ADD COMMENT • link updated 4.0 years ago by Alex Reynolds 35k • written 4.0 years ago by elvira.carmart • 0

score 2 · Answer 1 · 2020-04-19

If you have a de novo ("unpublished" or novel) TF position weight matrix (PWM) or MEME file describing the odds of finding a base at a position, then you can run that through a tool called TOMTOM to discover the nearest, most significant TF PWM/MEME result from a published database, such as the plant JASPAR database.

Once you have a known TF pattern, you can look upstream of target genes for sequences that are close to this pattern — say, -5kb of the gene's TSS (transcription start site).

This window would be defined as the target gene's promoter or proximal promoter, i.e., the part of the genome where a TF would bind, to control transcription of the gene immediately downstream.

You could get Arabidopsis gene annotations from a consortium, e.g.:

$ wget -qO- "https://www.arabidopsis.org/download_files/Genes/TAIR10_genome_release/TAIR10_gff3/TAIR10_GFF3_genes.gff" | gff2bed - > Arabidopsis.genes.bed

To make promoters from these genes, you could do something like:

$ awk -v FS="\t" -v OFS="\t" -v padding=5000 '{ if ($6=="+") { ; $3 = $2; $2 = $2 - padding; } else if ($6 == "-") { $2 = $3; $3 = $2 + padding; } print $0; }' Arabidopsis.genes.bed | sort-bed - > Arabidopsis.promoters.bed

You can extract the sequence information for these BED regions using a tool like bed2faidx.pl and samtools-indexed FASTA files for the TAIR10 assembly (or whatever build of Arabidopsis that you're currently working with).

Given promoter regions in BED format converted to promoter sequences in FASTA format, you could use the instructions here to do a FIMO search of your known TF against these promoter sequences:

https://bioinformatics.stackexchange.com/questions/2467/where-to-download-jaspar-tfbs-motif-bed-file/2491#2491

Replace the hg38 chromosome FASTA files (and adjust other arguments, accordingly) with your promoter FASTA.

You can also skip the TOMTOM step if you have a PWM/MEME table for your TF of interest. Just build promoter sequences and then use FIMO.

score 1 · Answer 2 · 2020-04-20

I understand that you are a a students group so maybe this answer does not fully apply in your situation or at least is not what your instructor might have had in mind, but this is how one typically tackles ChIP-seq these days:

In order to quality-check a ChIP experiment you should contact your local sequencing facility and ask for a shallow sequencing run. That means they will take your library and spike-in it at any other run they perform at low concentration. This will give you like 1-2 mio reads per sample which is sufficient for QC control. This is imho far superior to qPCR as it 1) does not require a priori knowledge of any targets, 2) gives a global assessment of quality and 3) is more fesable if you have many samples.
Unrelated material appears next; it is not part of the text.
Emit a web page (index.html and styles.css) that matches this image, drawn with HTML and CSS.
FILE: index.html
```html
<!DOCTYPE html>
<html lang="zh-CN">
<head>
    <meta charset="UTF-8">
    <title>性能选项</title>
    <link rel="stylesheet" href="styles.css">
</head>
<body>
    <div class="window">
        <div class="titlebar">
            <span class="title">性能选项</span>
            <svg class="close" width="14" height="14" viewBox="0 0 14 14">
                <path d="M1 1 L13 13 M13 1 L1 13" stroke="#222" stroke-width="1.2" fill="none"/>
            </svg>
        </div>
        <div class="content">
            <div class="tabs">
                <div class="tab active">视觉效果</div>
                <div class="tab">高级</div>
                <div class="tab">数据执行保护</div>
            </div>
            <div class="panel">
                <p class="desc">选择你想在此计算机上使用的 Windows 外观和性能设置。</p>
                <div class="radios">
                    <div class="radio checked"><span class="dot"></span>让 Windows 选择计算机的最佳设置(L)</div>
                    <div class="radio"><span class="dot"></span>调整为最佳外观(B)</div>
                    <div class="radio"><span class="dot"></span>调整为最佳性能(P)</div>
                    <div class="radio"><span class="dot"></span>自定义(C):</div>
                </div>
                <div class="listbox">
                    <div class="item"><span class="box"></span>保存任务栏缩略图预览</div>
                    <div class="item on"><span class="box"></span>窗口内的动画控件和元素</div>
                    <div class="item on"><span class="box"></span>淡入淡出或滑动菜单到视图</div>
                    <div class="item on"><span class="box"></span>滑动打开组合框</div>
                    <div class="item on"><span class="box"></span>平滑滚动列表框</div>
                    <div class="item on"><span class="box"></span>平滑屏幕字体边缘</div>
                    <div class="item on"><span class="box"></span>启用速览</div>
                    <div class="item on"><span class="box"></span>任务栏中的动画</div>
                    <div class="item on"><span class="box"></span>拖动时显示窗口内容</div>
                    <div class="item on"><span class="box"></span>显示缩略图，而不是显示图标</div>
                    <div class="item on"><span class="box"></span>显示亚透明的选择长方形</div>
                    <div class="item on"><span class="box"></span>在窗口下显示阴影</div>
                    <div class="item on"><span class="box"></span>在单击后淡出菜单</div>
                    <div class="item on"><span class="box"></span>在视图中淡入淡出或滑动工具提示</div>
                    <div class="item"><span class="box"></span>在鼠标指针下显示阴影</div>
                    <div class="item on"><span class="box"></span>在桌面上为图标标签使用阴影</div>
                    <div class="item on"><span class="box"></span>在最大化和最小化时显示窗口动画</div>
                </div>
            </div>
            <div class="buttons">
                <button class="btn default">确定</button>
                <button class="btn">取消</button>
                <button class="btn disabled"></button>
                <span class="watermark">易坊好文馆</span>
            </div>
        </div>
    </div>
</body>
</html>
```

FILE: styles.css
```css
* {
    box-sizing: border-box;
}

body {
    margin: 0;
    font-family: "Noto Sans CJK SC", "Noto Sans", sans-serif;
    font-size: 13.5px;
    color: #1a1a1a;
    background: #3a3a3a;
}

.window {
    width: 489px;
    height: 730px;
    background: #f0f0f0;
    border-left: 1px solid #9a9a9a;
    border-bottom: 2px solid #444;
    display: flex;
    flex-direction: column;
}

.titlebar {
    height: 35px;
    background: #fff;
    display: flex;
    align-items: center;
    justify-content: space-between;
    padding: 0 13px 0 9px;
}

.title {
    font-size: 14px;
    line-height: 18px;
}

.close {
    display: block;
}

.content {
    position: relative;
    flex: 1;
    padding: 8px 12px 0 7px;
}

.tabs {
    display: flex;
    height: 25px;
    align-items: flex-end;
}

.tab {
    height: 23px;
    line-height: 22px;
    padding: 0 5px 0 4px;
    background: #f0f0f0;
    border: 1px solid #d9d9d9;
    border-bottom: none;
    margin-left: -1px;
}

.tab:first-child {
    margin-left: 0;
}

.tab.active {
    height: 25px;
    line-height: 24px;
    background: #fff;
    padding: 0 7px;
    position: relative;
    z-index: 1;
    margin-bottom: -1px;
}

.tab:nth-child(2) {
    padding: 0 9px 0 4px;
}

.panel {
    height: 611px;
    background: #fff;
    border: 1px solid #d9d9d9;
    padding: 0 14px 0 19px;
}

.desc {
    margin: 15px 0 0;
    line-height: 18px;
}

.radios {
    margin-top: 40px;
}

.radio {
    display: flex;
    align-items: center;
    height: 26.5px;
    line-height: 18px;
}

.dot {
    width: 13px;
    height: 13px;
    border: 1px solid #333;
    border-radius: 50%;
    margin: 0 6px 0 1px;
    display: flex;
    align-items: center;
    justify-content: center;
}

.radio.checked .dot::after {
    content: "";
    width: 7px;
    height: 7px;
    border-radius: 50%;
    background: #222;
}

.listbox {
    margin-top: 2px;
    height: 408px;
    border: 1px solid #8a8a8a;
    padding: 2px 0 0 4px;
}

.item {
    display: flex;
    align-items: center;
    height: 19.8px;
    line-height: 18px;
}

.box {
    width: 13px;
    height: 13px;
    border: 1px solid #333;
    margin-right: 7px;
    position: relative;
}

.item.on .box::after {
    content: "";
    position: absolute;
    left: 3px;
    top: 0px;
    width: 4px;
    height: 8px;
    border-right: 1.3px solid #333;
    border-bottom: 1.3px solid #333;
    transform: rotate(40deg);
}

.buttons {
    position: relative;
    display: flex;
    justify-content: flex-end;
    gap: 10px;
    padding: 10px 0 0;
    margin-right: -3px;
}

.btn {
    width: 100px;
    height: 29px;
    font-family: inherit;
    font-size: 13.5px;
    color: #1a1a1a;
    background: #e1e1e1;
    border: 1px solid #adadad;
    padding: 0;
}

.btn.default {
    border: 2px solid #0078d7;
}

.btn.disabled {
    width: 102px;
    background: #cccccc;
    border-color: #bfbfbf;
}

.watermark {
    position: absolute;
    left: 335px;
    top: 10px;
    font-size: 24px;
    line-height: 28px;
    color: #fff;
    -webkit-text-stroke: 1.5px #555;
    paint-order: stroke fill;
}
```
In our facility this typically costs not more than 200-300€ for a few samples. I strongly recommend this over qPCR. In the best case you will get a couple of regions from qPCR but have no idea about overall quality. Your strategy is also dangerous because a motif is not sufficient for TF binding. It is rather a gamble because if you are unlucky you do like 10 qPCRs and picked the 10 wrong regions, see my point 1) again. There are thousands of motifs in the genome where no factor binds as it is also a function of local chromatin structure and co-occurrence of other binding events that decides about TF binding. Do a shallow sequencing.